Why do I read…
- I read to have hope.
- I read to comfort my own heart that I am not the only quirky character on this spinning planet. God designed robins and sparrows but he also glittered the world with peacocks and gooney birds. (Whew)
- I read to grasp what I don’t know and what will expand the content of my narrow experience.
- I read because my taxed brain needs a vacation…sometimes from myself. Some tomes make me laugh out loud, which is its own kind of holiday…all expenses paid.
- I read because I love words, especially those that sing with a zesty language that fits inside me and at times, they even knit the inner ragged spaces back together, with silk threads of wisdom.
Isn’t one of the reasons we like our closest friends is because they get us? Or at least they have the capacity to abide us and us them? With books, their pages are unlimited in friendly availability, even if we bend corners, highlight phrases, underline quotable material, and leave them on a footstool where the puppy gnaws at their cover (oops).

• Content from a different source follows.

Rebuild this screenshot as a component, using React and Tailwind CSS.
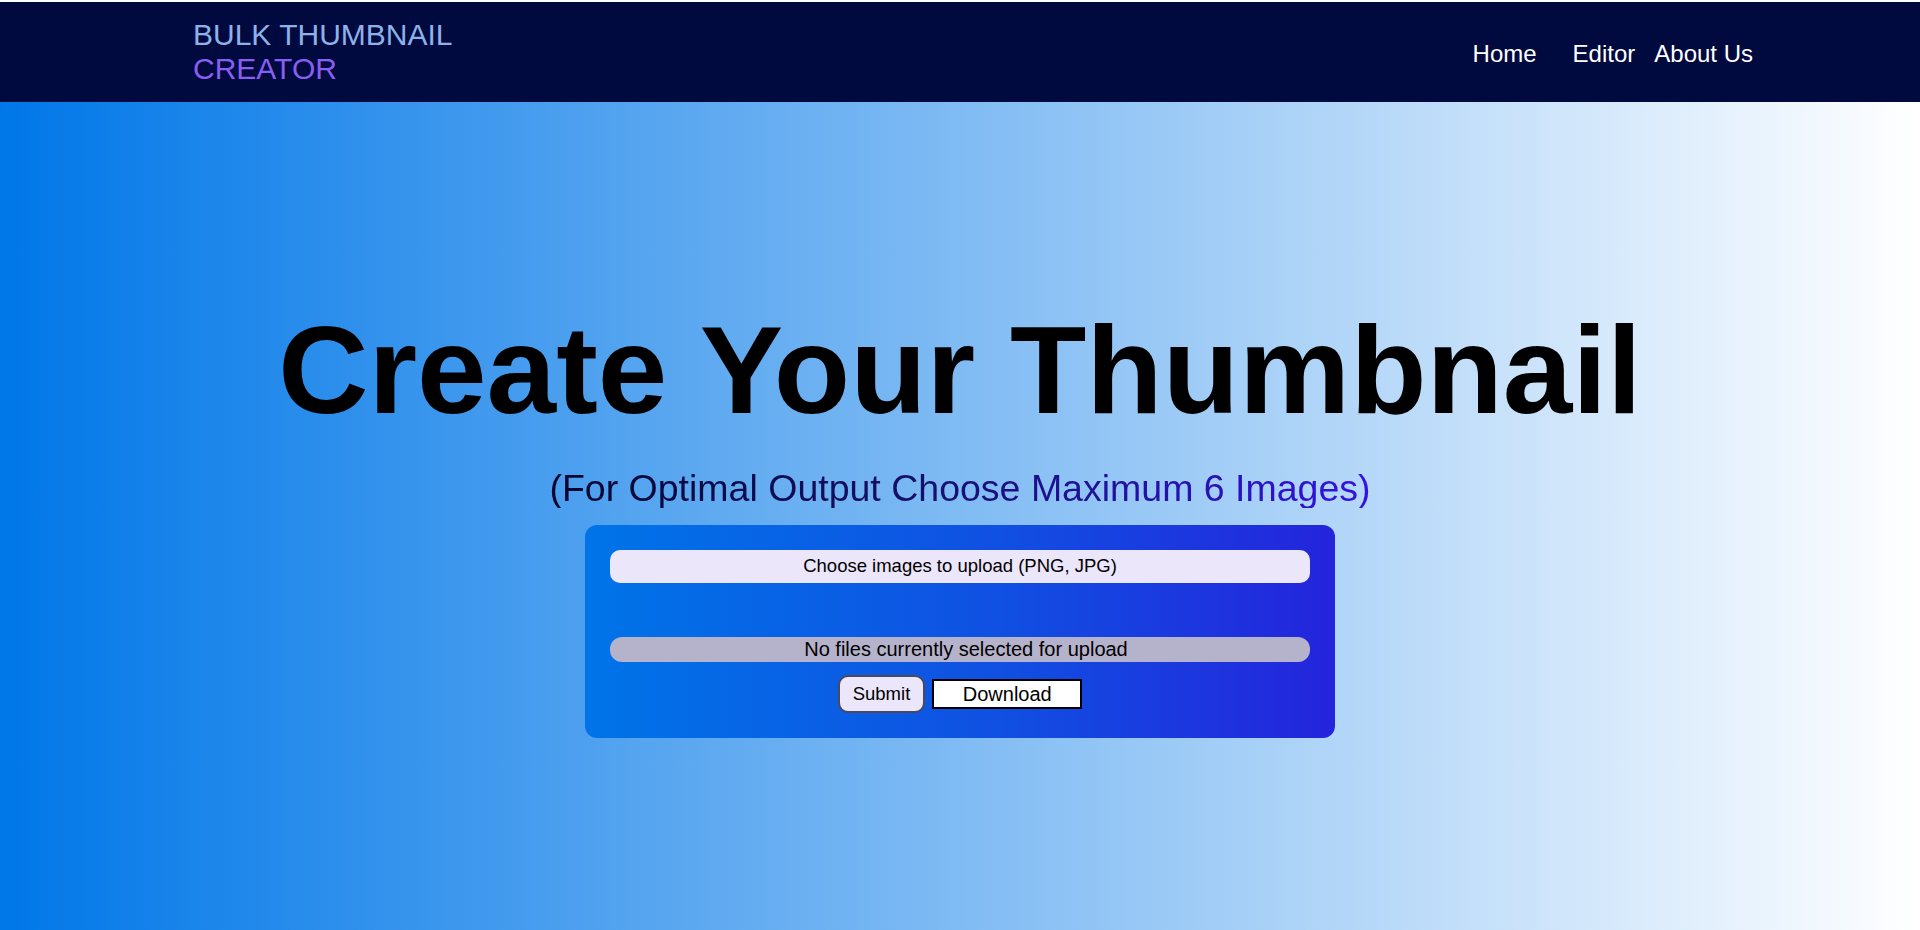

I’m not suggesting we replace our friends with a book, well, there may be a rare few, but that would take a talk with Jesus to discern. What I am saying is reading for me often correlates with my sanity. Just about the time I’m ready to sell our puppy, raffle my husband off, or give up on my tilt-a-whirl emotions, the right book shows up to nudge or at times shove me in a better direction.
Many, many years ago in a land called “My Life,” my husband and I were struggling with each others peculiarities. Some dear soul put the book (long out of print), “To Have and To Hold” by JIll Renich into my hands. I devoured it. I wrote scribbly thoughts alongside her insights. I memorized hopeful steps I could take. I tried to answer the questions at the end of each chapter. It became for me in that unsteady season of my life a handbook. Like a Girl Scout manual only instead of teaching me how to build a campfire Jill taught how to rekindle the embers of love with kindnesses, respect, and a listening heart. It made a significant difference in me and for our couple-ship. We are still our own versions of odd but with boundaries and gratitude.
Speaking of gratitude I love the book of Philippians in the New Testament. Paul sets an example of the absolute power of a thankful heart when he writes, “Rejoice and again I say rejoice. In all things give thanks for this is the will of God in Christ Jesus concerning you.” Paul writes this mind you, while imprisoned. That’s not natural. Some historians believe he was under house arrest chained to a guard. That’s at the least aggravating and certainly not ideal for a writer, especially a thankful one.
I too was imprisoned, under house arrest, chained to agoraphobia, surrounded with heavy bars of fear. So you can only imagine how hope-filled I was to read Philippians dozens and dozens of times allowing the story to sink through my resistance and into my empty cup. Paul penned hope.
Reading can be revealing, which can make it initially rigorous, since change is hard work, and truth can be super scary…just…before…it…liberates.
I don’t know why you read…or don’t, but I really, really, want you to, because I know what it’s done for me. And there’s nothing more compelling than a satisfied customer. (I read that somewhere.)
Select your book from a library, an audible list, a bestseller table, or at the back of a dusty garage…so you can by reading, know, grow, and then sow into the lives of others. Come gather little sparrows, fine robins, and wonky gooney birds, it’s Spring and the feeder is full.